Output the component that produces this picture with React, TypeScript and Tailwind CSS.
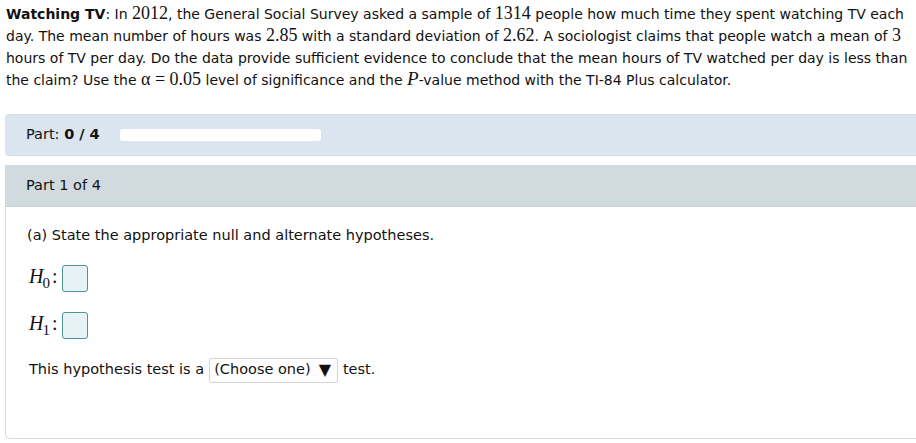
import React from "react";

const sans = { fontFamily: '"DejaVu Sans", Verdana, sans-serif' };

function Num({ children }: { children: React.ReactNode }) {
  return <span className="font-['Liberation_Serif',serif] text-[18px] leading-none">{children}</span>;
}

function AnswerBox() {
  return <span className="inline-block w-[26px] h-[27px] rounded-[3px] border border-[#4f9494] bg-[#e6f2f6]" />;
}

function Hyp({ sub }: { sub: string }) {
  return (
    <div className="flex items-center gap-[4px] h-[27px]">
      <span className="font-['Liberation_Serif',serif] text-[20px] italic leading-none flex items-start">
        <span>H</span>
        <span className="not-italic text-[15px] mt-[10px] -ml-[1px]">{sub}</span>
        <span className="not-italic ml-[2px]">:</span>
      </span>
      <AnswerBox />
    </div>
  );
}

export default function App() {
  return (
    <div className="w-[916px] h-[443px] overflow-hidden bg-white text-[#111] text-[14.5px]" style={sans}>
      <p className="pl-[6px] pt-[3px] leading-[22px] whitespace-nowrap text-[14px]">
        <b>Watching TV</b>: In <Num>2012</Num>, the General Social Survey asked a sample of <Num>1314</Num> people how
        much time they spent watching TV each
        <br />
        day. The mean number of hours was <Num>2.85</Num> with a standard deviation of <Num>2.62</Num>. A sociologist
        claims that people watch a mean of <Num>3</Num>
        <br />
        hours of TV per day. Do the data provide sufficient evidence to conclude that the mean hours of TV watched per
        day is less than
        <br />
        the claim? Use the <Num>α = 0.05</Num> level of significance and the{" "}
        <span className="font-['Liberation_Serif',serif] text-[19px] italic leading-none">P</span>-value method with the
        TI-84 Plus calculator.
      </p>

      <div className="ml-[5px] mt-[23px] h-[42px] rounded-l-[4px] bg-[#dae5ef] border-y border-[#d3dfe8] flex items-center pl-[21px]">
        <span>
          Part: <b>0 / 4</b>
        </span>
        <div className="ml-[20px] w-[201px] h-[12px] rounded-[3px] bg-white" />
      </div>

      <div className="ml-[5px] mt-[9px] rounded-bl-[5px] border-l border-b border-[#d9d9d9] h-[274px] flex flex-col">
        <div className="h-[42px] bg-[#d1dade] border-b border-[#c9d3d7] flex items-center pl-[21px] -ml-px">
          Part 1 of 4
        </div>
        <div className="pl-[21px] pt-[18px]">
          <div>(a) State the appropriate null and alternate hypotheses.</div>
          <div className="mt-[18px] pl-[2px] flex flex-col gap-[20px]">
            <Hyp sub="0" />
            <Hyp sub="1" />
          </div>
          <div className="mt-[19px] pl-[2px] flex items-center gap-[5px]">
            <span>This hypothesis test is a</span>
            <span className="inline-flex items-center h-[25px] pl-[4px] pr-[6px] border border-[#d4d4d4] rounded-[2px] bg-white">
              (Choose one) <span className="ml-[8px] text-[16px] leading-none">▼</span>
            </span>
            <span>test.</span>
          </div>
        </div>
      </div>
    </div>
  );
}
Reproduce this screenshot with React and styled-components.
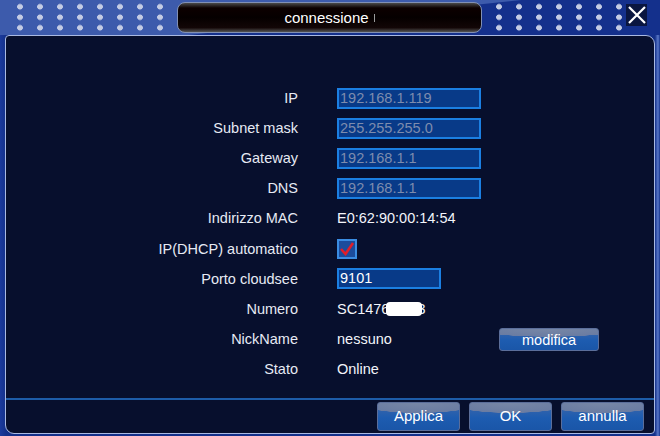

> [DIRECTIVE]: Reproduce the material word for word, minus the images.

> [WRITTEN ANSWER]:
Output the component that produces this picture with React, TypeScript and Tailwind CSS.
import React from "react";

const sans = { fontFamily: '"DejaVu Sans", Verdana, sans-serif' };

function Num({ children }: { children: React.ReactNode }) {
  return <span className="font-['Liberation_Serif',serif] text-[18px] leading-none">{children}</span>;
}

function AnswerBox() {
  return <span className="inline-block w-[26px] h-[27px] rounded-[3px] border border-[#4f9494] bg-[#e6f2f6]" />;
}

function Hyp({ sub }: { sub: string }) {
  return (
    <div className="flex items-center gap-[4px] h-[27px]">
      <span className="font-['Liberation_Serif',serif] text-[20px] italic leading-none flex items-start">
        <span>H</span>
        <span className="not-italic text-[15px] mt-[10px] -ml-[1px]">{sub}</span>
        <span className="not-italic ml-[2px]">:</span>
      </span>
      <AnswerBox />
    </div>
  );
}

export default function App() {
  return (
    <div className="w-[916px] h-[443px] overflow-hidden bg-white text-[#111] text-[14.5px]" style={sans}>
      <p className="pl-[6px] pt-[3px] leading-[22px] whitespace-nowrap text-[14px]">
        <b>Watching TV</b>: In <Num>2012</Num>, the General Social Survey asked a sample of <Num>1314</Num> people how
        much time they spent watching TV each
        <br />
        day. The mean number of hours was <Num>2.85</Num> with a standard deviation of <Num>2.62</Num>. A sociologist
        claims that people watch a mean of <Num>3</Num>
        <br />
        hours of TV per day. Do the data provide sufficient evidence to conclude that the mean hours of TV watched per
        day is less than
        <br />
        the claim? Use the <Num>α = 0.05</Num> level of significance and the{" "}
        <span className="font-['Liberation_Serif',serif] text-[19px] italic leading-none">P</span>-value method with the
        TI-84 Plus calculator.
      </p>

      <div className="ml-[5px] mt-[23px] h-[42px] rounded-l-[4px] bg-[#dae5ef] border-y border-[#d3dfe8] flex items-center pl-[21px]">
        <span>
          Part: <b>0 / 4</b>
        </span>
        <div className="ml-[20px] w-[201px] h-[12px] rounded-[3px] bg-white" />
      </div>

      <div className="ml-[5px] mt-[9px] rounded-bl-[5px] border-l border-b border-[#d9d9d9] h-[274px] flex flex-col">
        <div className="h-[42px] bg-[#d1dade] border-b border-[#c9d3d7] flex items-center pl-[21px] -ml-px">
          Part 1 of 4
        </div>
        <div className="pl-[21px] pt-[18px]">
          <div>(a) State the appropriate null and alternate hypotheses.</div>
          <div className="mt-[18px] pl-[2px] flex flex-col gap-[20px]">
            <Hyp sub="0" />
            <Hyp sub="1" />
          </div>
          <div className="mt-[19px] pl-[2px] flex items-center gap-[5px]">
            <span>This hypothesis test is a</span>
            <span className="inline-flex items-center h-[25px] pl-[4px] pr-[6px] border border-[#d4d4d4] rounded-[2px] bg-white">
              (Choose one) <span className="ml-[8px] text-[16px] leading-none">▼</span>
            </span>
            <span>test.</span>
          </div>
        </div>
      </div>
    </div>
  );
}
Reproduce this screenshot with React and styled-components.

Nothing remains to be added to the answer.